Mas los hijos nunca serán los mismos, la experiencia les ha hecho perder la inocencia y ahora deben defenderse del dolor y, en algunos casos, de la rabia o el rencor considerando negativamente que cada uno tiene que ocuparse de sí mismo, defender sus intereses y tratar de alcanzar sus metas sin tener en cuenta a los demás. Que los miembros de la familia cooperen entre ellos, que lo que disgusta se hable y se busquen soluciones, que la pareja se base en la ayuda mutua y el afecto, y que como padres no se olviden de que su conducta puede ser el modelo que sus hijos aprendan para imitar en su vida de adultos, resulta fundamental. La autoestima de los adultos es imprescindible, pero también lo es que sus descendientes sean felices y para ello tienen que aprender a ser empáticos, solidarios, sin guerrillas de egos ni de géneros, valorando en su justa medida al éxito, el dinero, el amor, las relaciones humanas. Quizá esta sea la actividad extraescolar más importante de sus vidas.
La educación emocional y los valores se aprenden básicamente en casa, donde inicialmente resulta más fácil no pretender vencer, cuyo sinónimo desde el otro lado es derrotar al contrario, lo cual nunca es positivo. Apoyar a los demás nos ayuda a crecer, mejora nuestra convivencia, proyectos y, según los últimos descubrimientos, nuestra salud. La vida íntima de los padres debe guardarse en el ámbito privado de la pareja, pero en el contexto familiar conviene recordar que todo logro es colectivo y lo más adecuado para ser alguien es respetar a los otros. Lo demás, antes o después, conduce al desastre.

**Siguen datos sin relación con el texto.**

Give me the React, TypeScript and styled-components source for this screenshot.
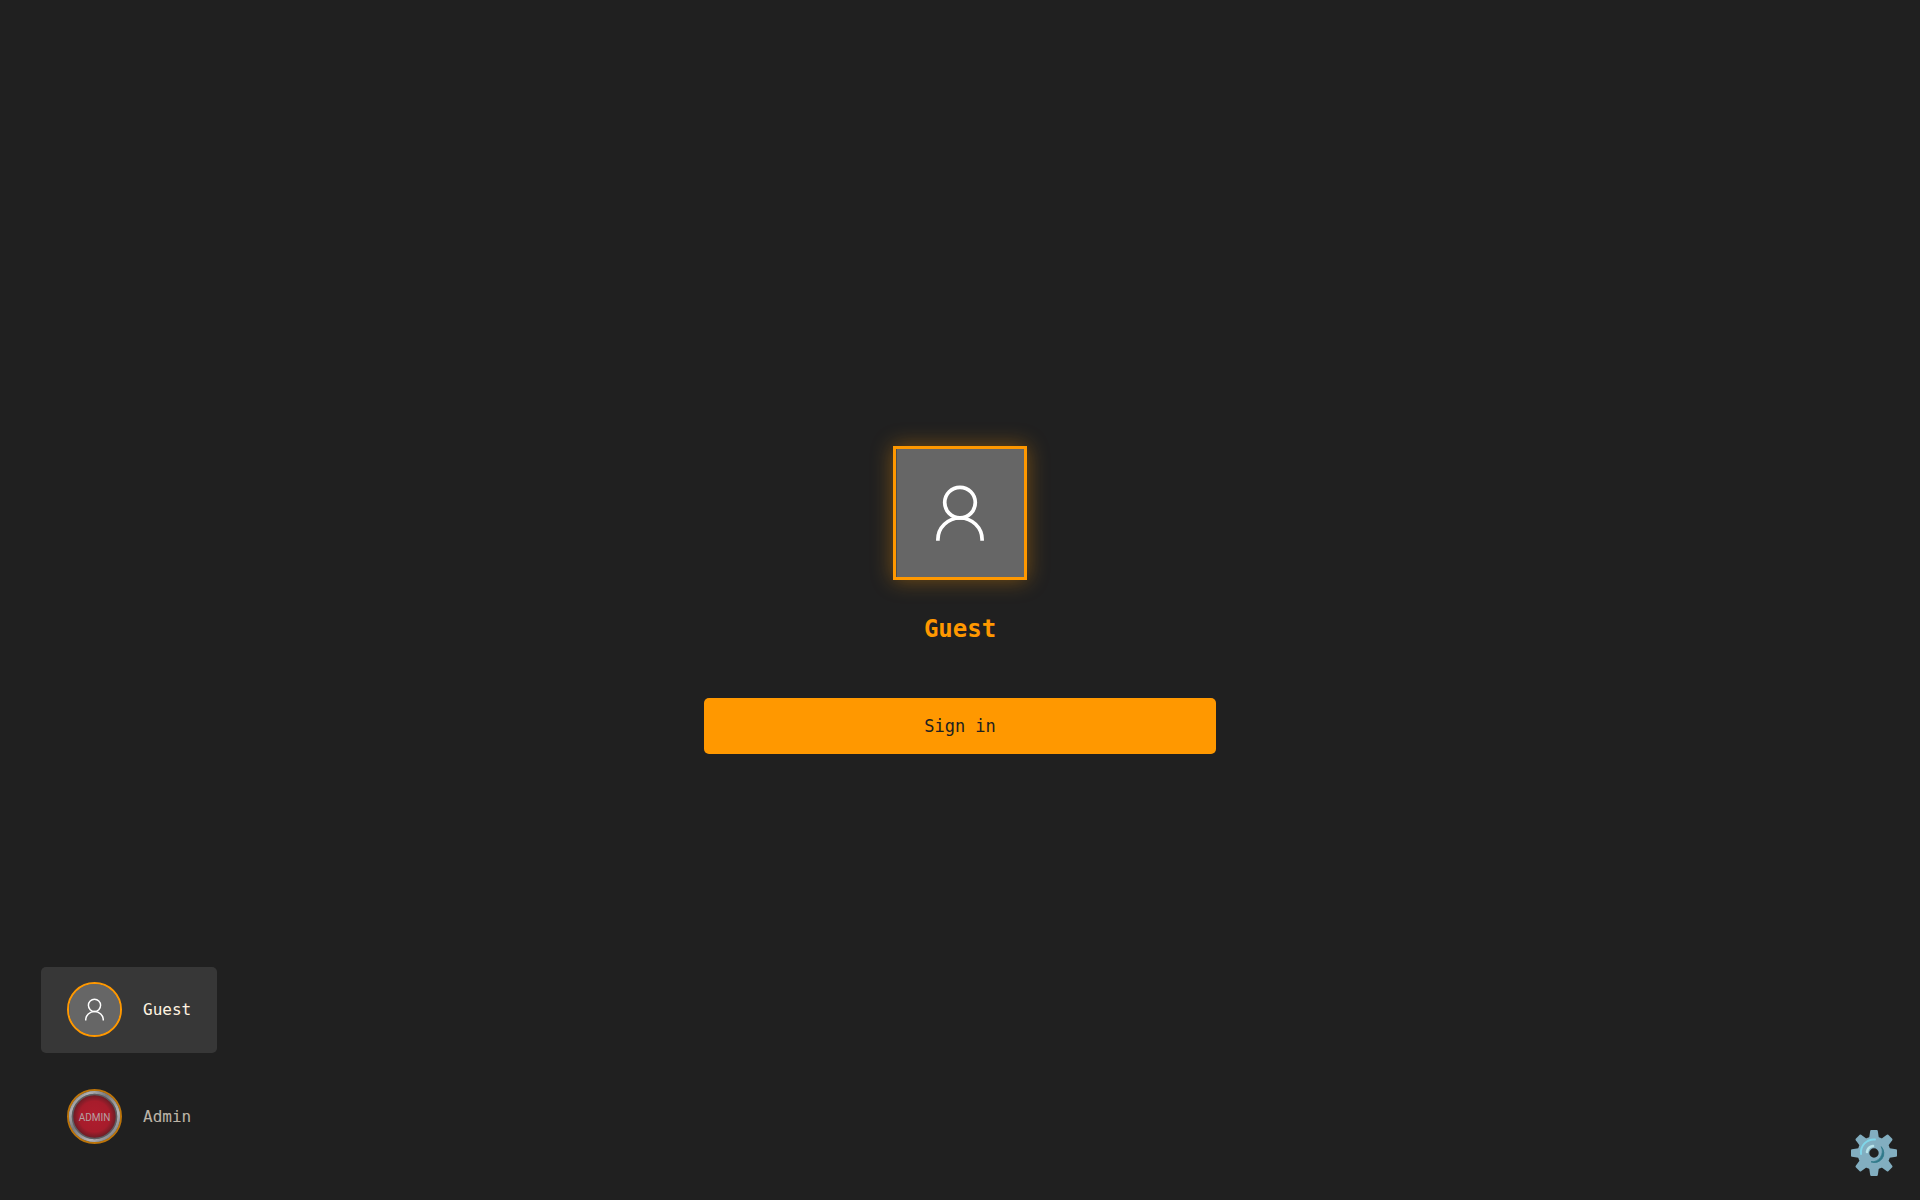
import React, { useState } from "react";
import styled, { createGlobalStyle } from "styled-components";

const mono = `"DejaVu Sans Mono", "Liberation Mono", monospace`;

const GlobalStyle = createGlobalStyle`
  * { box-sizing: border-box; }
  body { margin: 0; background: #202020; font-family: ${mono}; }
`;

const Screen = styled.main`
  min-height: 100vh;
  display: grid;
  grid-template: minmax(0, 1fr) / minmax(0, 1fr);
  background: #202020;
`;

const SignInPanel = styled.form`
  grid-area: 1 / 1;
  place-self: center;
  width: 512px;
  max-width: 90%;
  display: flex;
  flex-direction: column;
  align-items: center;
`;

const Portrait = styled.div`
  width: 134px;
  height: 134px;
  border: 3px solid #ff9800;
  background: #666;
  box-shadow: 0 0 20px rgba(255, 152, 0, 0.4);
  svg { display: block; width: 100%; height: 100%; }
`;

const UserName = styled.h1`
  margin: 32px 0 52px;
  font-size: 24px;
  line-height: 34px;
  font-weight: 700;
  color: #ff9800;
`;

const SignInButton = styled.button`
  width: 100%;
  height: 56px;
  border: 0;
  border-radius: 5px;
  background: #ff9800;
  color: #202020;
  font: 17px ${mono};
  cursor: pointer;
`;

const Footer = styled.footer`
  grid-area: 1 / 1;
  align-self: end;
  display: flex;
  justify-content: space-between;
  align-items: flex-end;
  padding: 0 20px 21px 41px;
  pointer-events: none;
  button { pointer-events: auto; }
`;

const UserList = styled.nav`
  display: flex;
  flex-direction: column;
  gap: 21px;
  padding-bottom: 19px;
`;

const UserButton = styled.button<{ $active: boolean }>`
  display: flex;
  align-items: center;
  gap: 21px;
  height: 86px;
  padding: 0 24px 1px 26px;
  border: 0;
  border-radius: 5px;
  background: ${(p) => (p.$active ? "#373737" : "transparent")};
  color: #fff3e0;
  font: 16px ${mono};
  cursor: pointer;
  > * { opacity: ${(p) => (p.$active ? 1 : 0.7)}; }
`;

const Avatar = styled.span`
  flex: none;
  width: 55px;
  height: 55px;
  border: 2px solid #ff9800;
  border-radius: 50%;
  overflow: hidden;
  background: #666;
  svg { display: block; width: 100%; height: 100%; }
`;

const Label = styled.span`
  min-width: 50px;
  text-align: left;
`;

const SettingsButton = styled.button`
  padding: 0;
  border: 0;
  background: none;
  cursor: pointer;
  svg { display: block; width: 52px; height: 52px; }
`;

const Person = () => (
  <svg viewBox="0 0 128 128" aria-hidden="true">
    <rect width="128" height="128" fill="#666" />
    <rect width="1" height="128" fill="#4c4c4c" />
    <g fill="none" stroke="#fff" strokeWidth="3.7">
      <circle cx="64" cy="53.6" r="15.3" />
      <path d="M41.9 91.7V90.5A22.1 21.5 0 0 1 86.1 90.5V91.7" />
    </g>
  </svg>
);

const AdminBadge = () => (
  <svg viewBox="0 0 51 51" aria-hidden="true">
    <defs>
      <linearGradient id="rim" x1="0" y1="0" x2="1" y2="1">
        <stop offset="0" stopColor="#8b8b90" />
        <stop offset="0.2" stopColor="#eeeef2" />
        <stop offset="0.4" stopColor="#a0a0a5" />
        <stop offset="0.7" stopColor="#f4f4f8" />
        <stop offset="1" stopColor="#85858a" />
      </linearGradient>
      <radialGradient id="red">
        <stop offset="0" stopColor="#ed1c34" />
        <stop offset="0.7" stopColor="#e01b31" />
        <stop offset="1" stopColor="#851c27" />
      </radialGradient>
    </defs>
    <rect width="51" height="51" fill="#aaa" />
    <circle cx="25.5" cy="25.5" r="24.3" fill="none" stroke="url(#rim)" strokeWidth="3" />
    <circle cx="25.5" cy="25.5" r="22" fill="url(#red)" stroke="#77777c" strokeWidth="1.5" />
    <text x="25.5" y="30" textAnchor="middle" fill="#f3d5d8" fontFamily="Roboto, 'Liberation Sans', sans-serif" fontSize="10">ADMIN</text>
  </svg>
);

const Gear = () => (
  <svg viewBox="0 0 52 52" aria-hidden="true">
    <g transform="translate(26 26)">
      <g fill="#82aec0">
        {[0, 45, 90, 135, 180, 225, 270, 315].map((a) => (
          <path key={a} transform={`rotate(${a})`} d="M-5 -14L-3.8 -22Q-3.6 -23 -2.8 -23H2.8Q3.6 -23 3.8 -22L5 -14Z" />
        ))}
        <path fillRule="evenodd" d="M0-16.5A16.5 16.5 0 1 1 0 16.5A16.5 16.5 0 1 1 0-16.5ZM0-4.7A4.7 4.7 0 1 0 0 4.7A4.7 4.7 0 1 0 0-4.7Z" />
      </g>
      <g fill="none" strokeLinecap="round">
        <path d="M-13 1A13 13 0 0 1 1-13.5" stroke="#80d6e9" strokeWidth="2" />
        <path d="M-7-1A7.2 7.2 0 0 1-1-7" stroke="#b9e4ea" strokeWidth="2.6" />
        <path d="M7.5-6A9.3 9.3 0 0 1-3 8.8A10.5 10.5 0 0 0 7.5-6Z" fill="#2f7889" stroke="#2f7889" strokeWidth="0.8" />
      </g>
    </g>
  </svg>
);

const users = [
  { name: "Guest", Picture: Person },
  { name: "Admin", Picture: AdminBadge },
];

export default function App() {
  const [selected, setSelected] = useState(0);
  const { name, Picture } = users[selected];
  return (
    <>
      <GlobalStyle />
      <Screen>
        <SignInPanel onSubmit={(e) => e.preventDefault()}>
          <Portrait><Picture /></Portrait>
          <UserName>{name}</UserName>
          <SignInButton type="submit">Sign in</SignInButton>
        </SignInPanel>
        <Footer>
          <UserList aria-label="Users">
            {users.map((user, i) => (
              <UserButton key={user.name} type="button" $active={i === selected} onClick={() => setSelected(i)}>
                <Avatar><user.Picture /></Avatar>
                <Label>{user.name}</Label>
              </UserButton>
            ))}
          </UserList>
          <SettingsButton type="button" aria-label="Settings"><Gear /></SettingsButton>
        </Footer>
      </Screen>
    </>
  );
}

La escuela sola no puede formar contra las propagadas conductas indeseables de algunos políticos, los nefastos programas televisivos, la casuística de las redes sociales y las inmadureces matrimoniales, por eso el buen ejemplo de los padres, sin fingimientos, pero también sin manifestaciones especialmente beligerantes, resulta irrenunciable. Los niños no pueden ni deben vivir en un hogar en guerra. Y no olviden nunca que son sus hijos, no los hijos de los maestros y ni siquiera de los abuelos.